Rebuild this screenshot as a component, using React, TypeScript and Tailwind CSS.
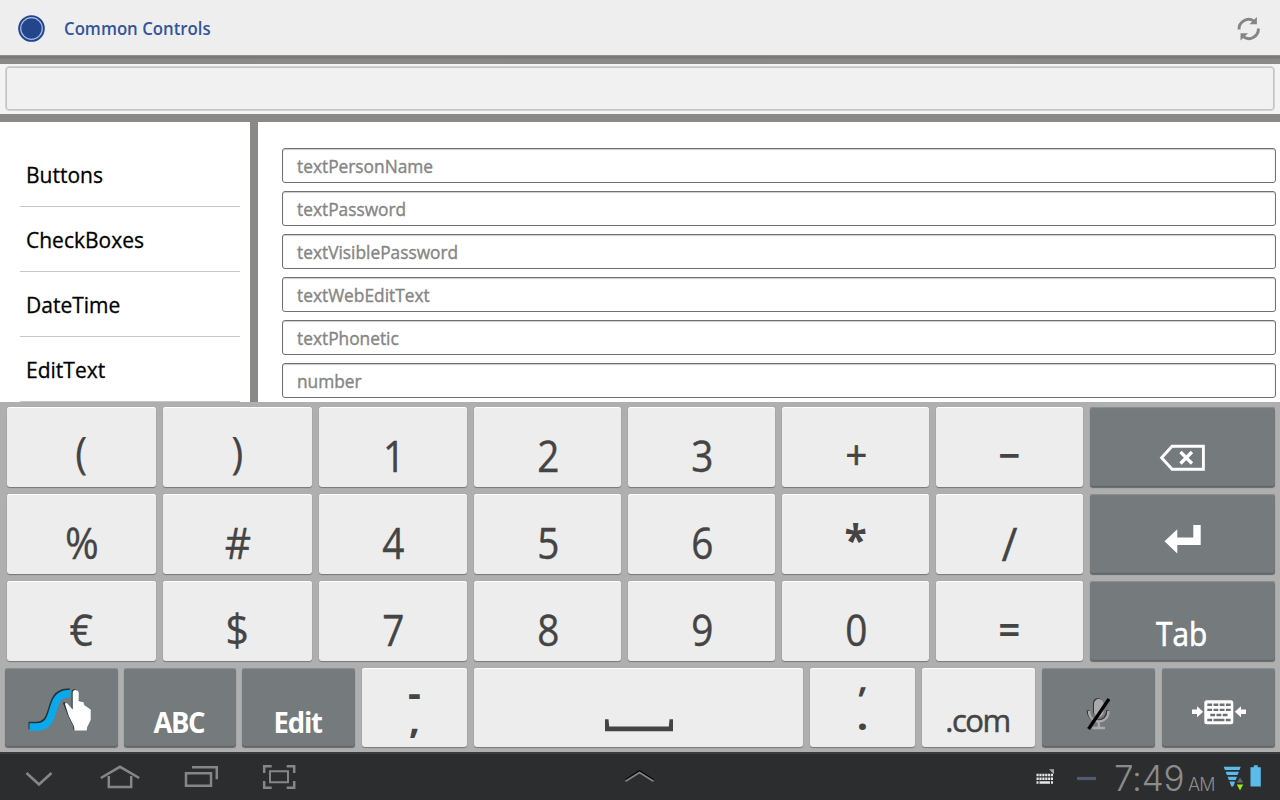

---

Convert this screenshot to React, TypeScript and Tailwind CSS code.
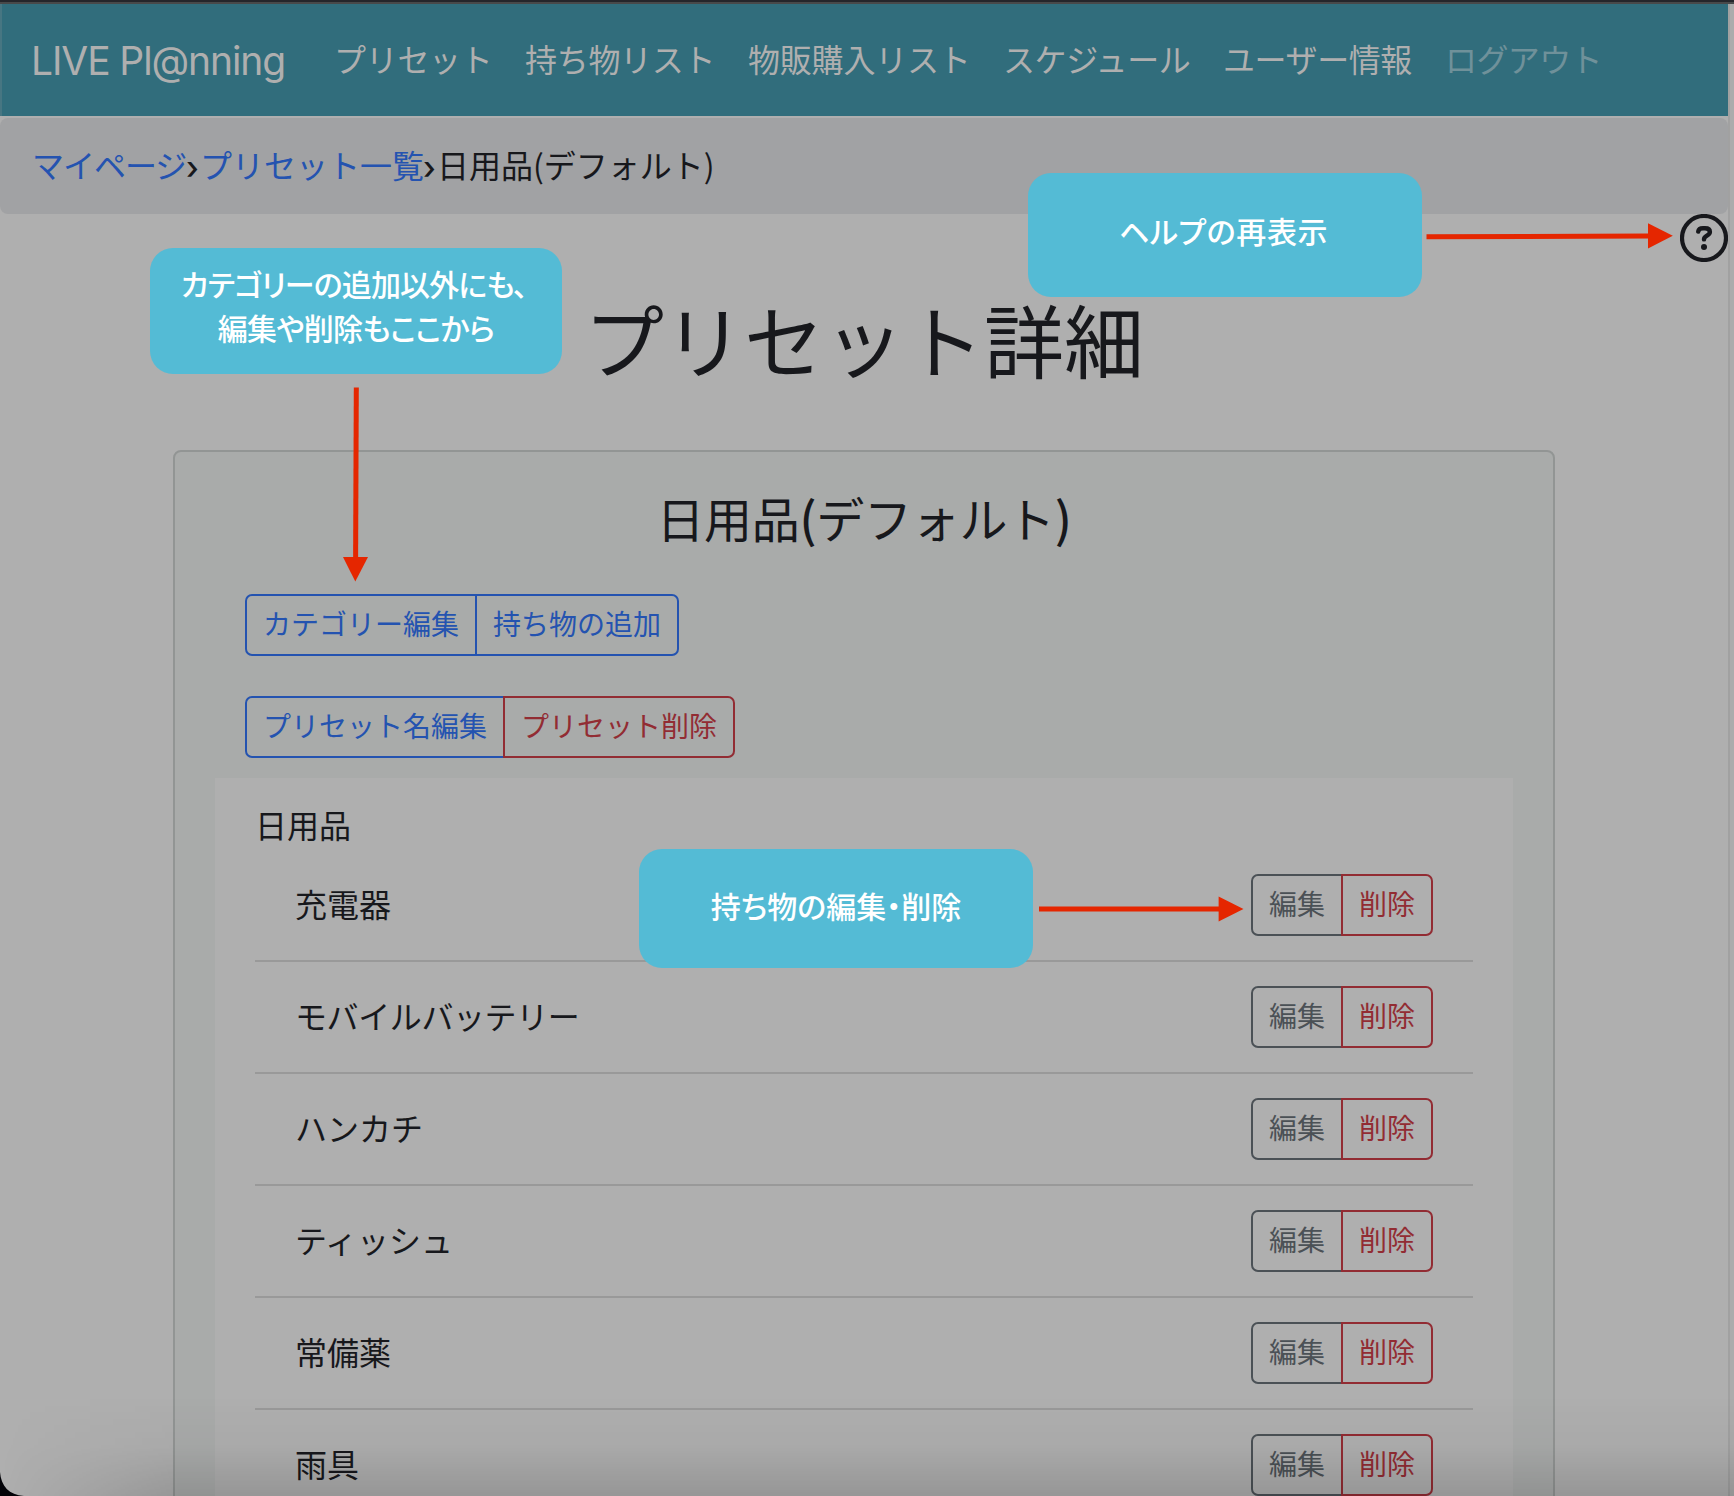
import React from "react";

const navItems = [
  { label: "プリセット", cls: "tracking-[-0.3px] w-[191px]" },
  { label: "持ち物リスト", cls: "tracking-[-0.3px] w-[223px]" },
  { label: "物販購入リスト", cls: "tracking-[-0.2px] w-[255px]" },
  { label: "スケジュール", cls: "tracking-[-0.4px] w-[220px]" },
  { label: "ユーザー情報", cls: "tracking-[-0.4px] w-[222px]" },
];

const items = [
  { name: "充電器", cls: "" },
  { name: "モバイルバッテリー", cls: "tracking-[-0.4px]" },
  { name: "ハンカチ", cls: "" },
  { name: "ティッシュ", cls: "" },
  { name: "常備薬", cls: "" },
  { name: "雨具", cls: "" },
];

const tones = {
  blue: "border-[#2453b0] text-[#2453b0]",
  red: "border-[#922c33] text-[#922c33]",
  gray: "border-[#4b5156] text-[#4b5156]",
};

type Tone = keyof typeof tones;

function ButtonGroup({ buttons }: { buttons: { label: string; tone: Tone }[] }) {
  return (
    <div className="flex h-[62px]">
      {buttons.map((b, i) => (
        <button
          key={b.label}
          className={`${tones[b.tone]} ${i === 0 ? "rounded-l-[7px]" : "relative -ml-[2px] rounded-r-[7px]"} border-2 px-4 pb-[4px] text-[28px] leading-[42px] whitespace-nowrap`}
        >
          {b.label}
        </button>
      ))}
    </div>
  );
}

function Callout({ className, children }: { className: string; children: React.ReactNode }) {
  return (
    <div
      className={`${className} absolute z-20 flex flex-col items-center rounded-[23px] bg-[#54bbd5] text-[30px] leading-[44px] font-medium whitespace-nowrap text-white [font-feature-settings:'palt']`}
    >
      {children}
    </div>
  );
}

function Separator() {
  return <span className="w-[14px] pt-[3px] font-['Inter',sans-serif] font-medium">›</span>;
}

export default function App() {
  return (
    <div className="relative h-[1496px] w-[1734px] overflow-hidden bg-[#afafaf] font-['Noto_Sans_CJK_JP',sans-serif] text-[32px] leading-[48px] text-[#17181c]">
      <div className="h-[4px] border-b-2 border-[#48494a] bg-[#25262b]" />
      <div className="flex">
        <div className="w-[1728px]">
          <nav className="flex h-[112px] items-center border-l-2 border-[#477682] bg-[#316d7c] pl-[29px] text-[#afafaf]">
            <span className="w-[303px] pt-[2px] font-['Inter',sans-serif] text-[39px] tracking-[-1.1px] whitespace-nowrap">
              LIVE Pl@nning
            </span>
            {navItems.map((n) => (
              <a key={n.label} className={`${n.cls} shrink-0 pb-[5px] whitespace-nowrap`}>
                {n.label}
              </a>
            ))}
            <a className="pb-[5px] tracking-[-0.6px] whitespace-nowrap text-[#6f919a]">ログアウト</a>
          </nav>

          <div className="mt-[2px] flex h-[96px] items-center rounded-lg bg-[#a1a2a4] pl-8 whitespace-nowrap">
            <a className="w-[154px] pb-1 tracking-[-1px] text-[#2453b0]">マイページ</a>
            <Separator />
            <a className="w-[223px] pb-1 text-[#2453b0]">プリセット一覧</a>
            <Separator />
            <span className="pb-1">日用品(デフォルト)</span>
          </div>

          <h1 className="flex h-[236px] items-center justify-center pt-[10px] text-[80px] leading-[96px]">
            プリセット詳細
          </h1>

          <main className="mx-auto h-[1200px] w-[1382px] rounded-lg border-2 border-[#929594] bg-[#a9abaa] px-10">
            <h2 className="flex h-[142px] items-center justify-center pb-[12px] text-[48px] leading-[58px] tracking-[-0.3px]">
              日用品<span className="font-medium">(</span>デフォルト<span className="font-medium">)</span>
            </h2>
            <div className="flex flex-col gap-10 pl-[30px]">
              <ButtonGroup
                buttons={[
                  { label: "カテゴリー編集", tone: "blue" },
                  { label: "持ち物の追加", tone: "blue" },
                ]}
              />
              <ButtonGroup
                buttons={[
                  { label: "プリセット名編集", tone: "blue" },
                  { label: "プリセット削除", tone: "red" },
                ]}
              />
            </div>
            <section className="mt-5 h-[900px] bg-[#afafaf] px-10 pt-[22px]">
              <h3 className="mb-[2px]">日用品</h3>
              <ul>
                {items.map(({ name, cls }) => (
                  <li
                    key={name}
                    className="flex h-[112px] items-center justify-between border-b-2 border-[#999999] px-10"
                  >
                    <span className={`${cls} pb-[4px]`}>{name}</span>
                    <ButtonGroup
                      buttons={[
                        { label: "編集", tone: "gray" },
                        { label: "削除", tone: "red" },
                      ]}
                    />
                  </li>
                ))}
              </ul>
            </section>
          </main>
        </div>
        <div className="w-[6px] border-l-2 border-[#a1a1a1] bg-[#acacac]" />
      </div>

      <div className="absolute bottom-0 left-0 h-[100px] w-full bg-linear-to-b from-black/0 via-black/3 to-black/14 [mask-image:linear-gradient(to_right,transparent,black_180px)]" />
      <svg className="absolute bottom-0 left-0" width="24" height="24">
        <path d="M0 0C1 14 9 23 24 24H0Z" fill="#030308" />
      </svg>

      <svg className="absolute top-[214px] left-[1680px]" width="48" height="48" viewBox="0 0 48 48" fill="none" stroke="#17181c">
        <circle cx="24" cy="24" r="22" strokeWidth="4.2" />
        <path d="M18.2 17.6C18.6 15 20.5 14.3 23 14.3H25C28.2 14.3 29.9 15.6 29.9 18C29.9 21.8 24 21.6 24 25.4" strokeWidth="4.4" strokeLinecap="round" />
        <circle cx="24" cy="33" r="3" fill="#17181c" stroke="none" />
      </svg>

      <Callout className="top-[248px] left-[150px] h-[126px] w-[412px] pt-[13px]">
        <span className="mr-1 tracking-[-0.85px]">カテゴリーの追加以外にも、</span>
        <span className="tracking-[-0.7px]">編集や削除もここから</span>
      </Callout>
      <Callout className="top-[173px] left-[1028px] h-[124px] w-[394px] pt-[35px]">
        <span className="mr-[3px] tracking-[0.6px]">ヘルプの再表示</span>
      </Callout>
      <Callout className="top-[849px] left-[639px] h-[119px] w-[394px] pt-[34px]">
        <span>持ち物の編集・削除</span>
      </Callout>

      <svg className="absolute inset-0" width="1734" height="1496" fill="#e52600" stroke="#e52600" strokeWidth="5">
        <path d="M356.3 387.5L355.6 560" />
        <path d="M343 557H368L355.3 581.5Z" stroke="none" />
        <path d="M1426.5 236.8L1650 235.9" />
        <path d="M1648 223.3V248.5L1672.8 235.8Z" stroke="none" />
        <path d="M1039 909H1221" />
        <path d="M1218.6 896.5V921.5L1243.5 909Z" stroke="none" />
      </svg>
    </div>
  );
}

» Set problem
Copy out every line holding the string "this".

» Final result
Rebuild this screenshot as a component, using React, TypeScript and Tailwind CSS.
Convert this screenshot to React, TypeScript and Tailwind CSS code.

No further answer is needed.